Malgré certaines exagérations que l’on a pu constater, et qui remontent souvent à un passé lointain, ou qui, au contraire, sont le fruit d’un désir bien moderne d’innovations, le fait même de la titularisation est nécessaire à la cohésion de la société ecclésiale, à l’identification des responsables, au respect et à l’hommage qui leur sont dus.

Ces titres mêmes peuvent être utilisés dans un esprit de service et d’humilité. Toutes les sociétés en général ont aimé les titres, et malgré les consignes de modération du Christ (cf. Mt 23,8-10 : « Pour vous, ne vous faites pas appeler ‘Rabbi’ ; car vous n’avez qu’un Maître, et tous vous êtes des frères. N’appelez personne votre ‘Père’ sur la terre : car vous n’en avez qu’un, le Père céleste.
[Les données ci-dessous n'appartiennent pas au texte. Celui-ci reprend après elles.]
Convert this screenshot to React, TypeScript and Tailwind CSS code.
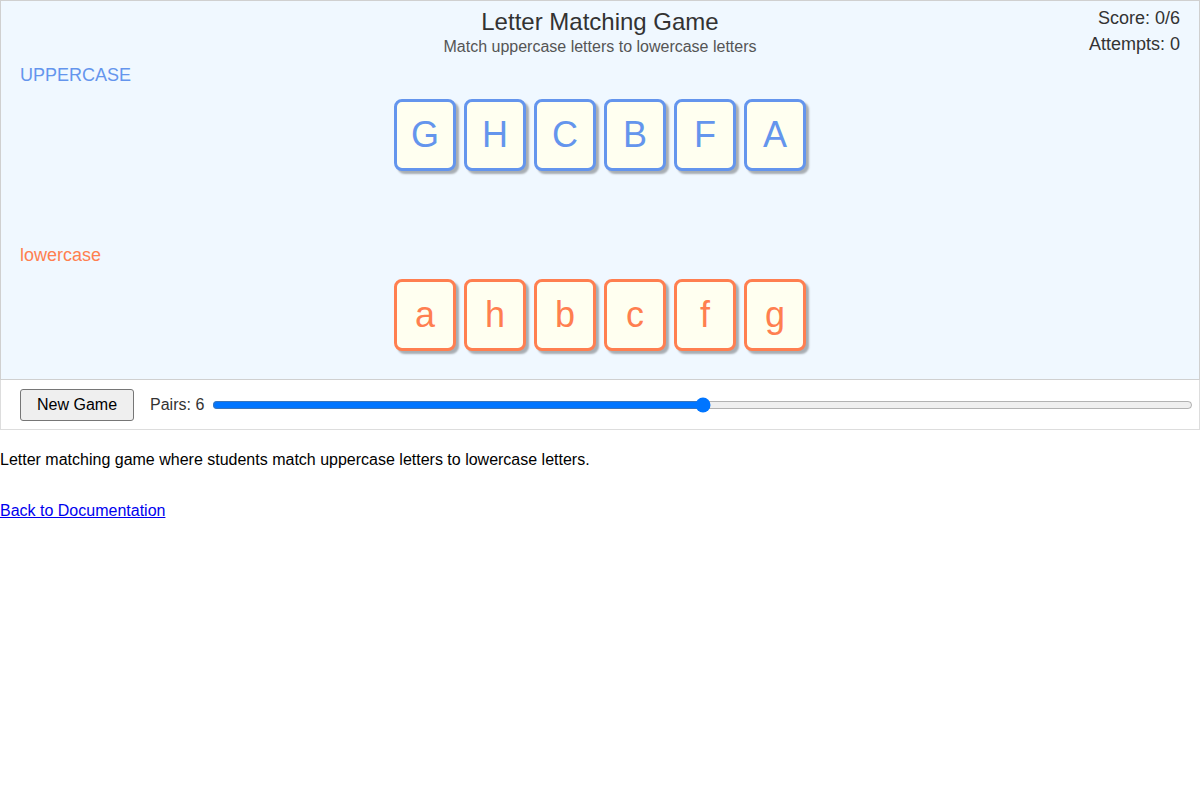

Ne vous faites pas non plus appeler ‘Docteurs’ : car vous n’avez qu’un Docteur, le Christ. »), les Eglises chrétiennes, même les plus ‘évangéliques’, n’ont cessé de développer ces titulatures, en quelque sorte inévitables, de leurs chefs.

En lui-même le titre d’ « évêque » implique de la part des apôtres qui l’ont choisi, et peut-être même de la part du Christ, un appel à de très hautes fonctions dans l’Eglise, et pas seulement des fonctions administratives ou purement charitables, en lien surtout avec les diacres, mais aussi bien des fonctions liturgiques, eucharistiques, sacramentelles, en lien avec le collège presbytéral dans son entier.
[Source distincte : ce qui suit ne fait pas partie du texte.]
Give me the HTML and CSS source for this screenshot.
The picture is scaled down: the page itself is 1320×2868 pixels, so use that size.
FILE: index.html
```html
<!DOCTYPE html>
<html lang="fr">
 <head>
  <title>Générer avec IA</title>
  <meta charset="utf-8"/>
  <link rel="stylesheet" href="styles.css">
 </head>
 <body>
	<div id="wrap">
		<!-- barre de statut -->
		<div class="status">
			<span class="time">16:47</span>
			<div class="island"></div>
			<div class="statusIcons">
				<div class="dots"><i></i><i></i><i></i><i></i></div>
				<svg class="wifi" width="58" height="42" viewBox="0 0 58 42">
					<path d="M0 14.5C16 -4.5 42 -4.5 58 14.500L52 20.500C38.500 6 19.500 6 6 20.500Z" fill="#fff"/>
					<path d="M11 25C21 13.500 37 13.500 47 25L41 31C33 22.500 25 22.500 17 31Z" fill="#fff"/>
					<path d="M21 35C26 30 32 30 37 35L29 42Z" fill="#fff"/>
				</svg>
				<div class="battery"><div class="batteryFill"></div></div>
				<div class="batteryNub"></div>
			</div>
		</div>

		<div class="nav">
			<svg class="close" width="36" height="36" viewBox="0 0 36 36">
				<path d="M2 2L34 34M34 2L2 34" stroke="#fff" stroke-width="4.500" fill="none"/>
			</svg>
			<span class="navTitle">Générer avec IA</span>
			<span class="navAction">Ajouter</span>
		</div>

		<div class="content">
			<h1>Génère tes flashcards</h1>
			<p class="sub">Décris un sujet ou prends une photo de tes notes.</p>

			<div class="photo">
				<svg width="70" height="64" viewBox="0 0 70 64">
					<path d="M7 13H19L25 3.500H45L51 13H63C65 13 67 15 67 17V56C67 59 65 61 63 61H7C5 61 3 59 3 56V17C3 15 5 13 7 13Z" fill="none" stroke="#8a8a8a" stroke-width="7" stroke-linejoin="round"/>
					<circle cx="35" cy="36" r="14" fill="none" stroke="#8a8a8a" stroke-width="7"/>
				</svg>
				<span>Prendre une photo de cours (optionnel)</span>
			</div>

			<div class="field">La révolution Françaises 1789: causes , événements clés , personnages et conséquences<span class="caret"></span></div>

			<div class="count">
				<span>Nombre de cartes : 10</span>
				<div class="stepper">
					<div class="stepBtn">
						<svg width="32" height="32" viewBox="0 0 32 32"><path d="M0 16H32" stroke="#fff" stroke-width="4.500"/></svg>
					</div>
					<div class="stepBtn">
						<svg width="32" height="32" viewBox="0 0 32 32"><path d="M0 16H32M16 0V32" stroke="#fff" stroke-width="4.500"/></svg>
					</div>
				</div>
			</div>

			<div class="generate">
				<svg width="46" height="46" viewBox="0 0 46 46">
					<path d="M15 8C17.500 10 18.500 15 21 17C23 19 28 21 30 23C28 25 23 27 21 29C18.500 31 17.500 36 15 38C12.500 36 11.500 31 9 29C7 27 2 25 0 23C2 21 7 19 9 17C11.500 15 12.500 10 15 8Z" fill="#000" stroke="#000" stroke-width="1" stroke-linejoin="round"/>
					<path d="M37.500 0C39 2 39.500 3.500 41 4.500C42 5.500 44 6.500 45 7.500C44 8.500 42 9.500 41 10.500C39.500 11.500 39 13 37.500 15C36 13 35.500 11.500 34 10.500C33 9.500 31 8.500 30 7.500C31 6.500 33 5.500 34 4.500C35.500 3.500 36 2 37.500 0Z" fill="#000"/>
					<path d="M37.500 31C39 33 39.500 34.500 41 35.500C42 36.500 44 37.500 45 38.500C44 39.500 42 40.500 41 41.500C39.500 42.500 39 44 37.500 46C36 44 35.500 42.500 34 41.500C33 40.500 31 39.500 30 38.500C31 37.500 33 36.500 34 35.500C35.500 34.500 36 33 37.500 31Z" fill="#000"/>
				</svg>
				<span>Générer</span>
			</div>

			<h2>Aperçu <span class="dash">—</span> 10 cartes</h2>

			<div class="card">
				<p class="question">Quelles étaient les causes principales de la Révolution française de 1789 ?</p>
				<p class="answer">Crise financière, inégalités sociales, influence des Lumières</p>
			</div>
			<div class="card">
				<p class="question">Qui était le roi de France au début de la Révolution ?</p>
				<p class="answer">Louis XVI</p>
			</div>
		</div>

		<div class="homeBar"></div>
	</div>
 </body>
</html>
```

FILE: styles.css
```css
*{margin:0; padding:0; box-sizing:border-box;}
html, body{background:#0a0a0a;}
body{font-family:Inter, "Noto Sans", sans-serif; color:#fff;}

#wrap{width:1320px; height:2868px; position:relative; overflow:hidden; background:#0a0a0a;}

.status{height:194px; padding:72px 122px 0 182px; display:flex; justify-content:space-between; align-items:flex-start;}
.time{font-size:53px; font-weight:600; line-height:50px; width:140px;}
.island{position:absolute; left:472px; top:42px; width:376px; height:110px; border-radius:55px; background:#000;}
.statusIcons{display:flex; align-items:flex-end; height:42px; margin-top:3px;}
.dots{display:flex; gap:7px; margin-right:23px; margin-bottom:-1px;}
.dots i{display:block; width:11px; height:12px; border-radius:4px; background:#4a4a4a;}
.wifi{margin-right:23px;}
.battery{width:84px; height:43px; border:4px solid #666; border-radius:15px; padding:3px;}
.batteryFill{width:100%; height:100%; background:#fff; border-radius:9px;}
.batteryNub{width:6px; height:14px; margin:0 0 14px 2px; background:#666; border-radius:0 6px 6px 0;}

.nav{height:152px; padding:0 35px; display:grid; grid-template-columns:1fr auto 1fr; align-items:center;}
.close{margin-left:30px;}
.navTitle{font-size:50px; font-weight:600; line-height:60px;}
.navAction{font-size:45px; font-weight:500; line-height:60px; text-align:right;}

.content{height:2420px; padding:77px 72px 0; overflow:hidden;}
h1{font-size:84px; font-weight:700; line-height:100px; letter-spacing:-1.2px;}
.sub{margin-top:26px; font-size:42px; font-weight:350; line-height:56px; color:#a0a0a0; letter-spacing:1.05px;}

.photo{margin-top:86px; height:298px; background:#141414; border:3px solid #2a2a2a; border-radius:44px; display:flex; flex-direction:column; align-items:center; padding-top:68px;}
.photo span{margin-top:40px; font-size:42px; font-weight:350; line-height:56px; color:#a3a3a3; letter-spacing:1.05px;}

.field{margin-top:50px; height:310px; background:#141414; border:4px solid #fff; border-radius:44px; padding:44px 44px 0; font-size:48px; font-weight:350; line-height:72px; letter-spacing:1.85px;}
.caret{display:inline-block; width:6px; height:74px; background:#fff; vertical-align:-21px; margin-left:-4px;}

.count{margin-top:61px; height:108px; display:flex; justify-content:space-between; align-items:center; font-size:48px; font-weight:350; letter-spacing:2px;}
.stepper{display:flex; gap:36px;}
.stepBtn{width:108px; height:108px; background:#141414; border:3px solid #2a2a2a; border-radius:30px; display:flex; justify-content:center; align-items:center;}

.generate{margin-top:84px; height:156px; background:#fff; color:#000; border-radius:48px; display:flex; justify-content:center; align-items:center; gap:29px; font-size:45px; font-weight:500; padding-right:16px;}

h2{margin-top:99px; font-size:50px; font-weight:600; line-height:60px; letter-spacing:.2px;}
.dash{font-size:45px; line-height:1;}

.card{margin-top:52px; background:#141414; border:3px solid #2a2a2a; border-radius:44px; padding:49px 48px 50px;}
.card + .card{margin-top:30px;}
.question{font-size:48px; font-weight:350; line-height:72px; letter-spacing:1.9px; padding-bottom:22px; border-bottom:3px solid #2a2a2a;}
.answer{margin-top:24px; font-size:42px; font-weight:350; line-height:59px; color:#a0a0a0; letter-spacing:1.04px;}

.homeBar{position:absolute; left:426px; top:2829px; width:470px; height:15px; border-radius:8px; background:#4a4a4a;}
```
Paul l’affirme : « Elle est sûre cette parole : celui qui aspire à la charge d’évêque désire une noble fonction. » (1 Tm 3,1).

En l’an 2000, on ne dénombrait pas moins de 4541 évêques dans la seule Eglise catholique romaine. Il faudrait probablement doubler ce chiffre si l’on voulait estimer le nombre de tous ceux qui, au sein de toutes les confessions chrétiennes, portent ce titre ou qui  exercent, en fait, des fonctions équivalentes à celle d’un évêque.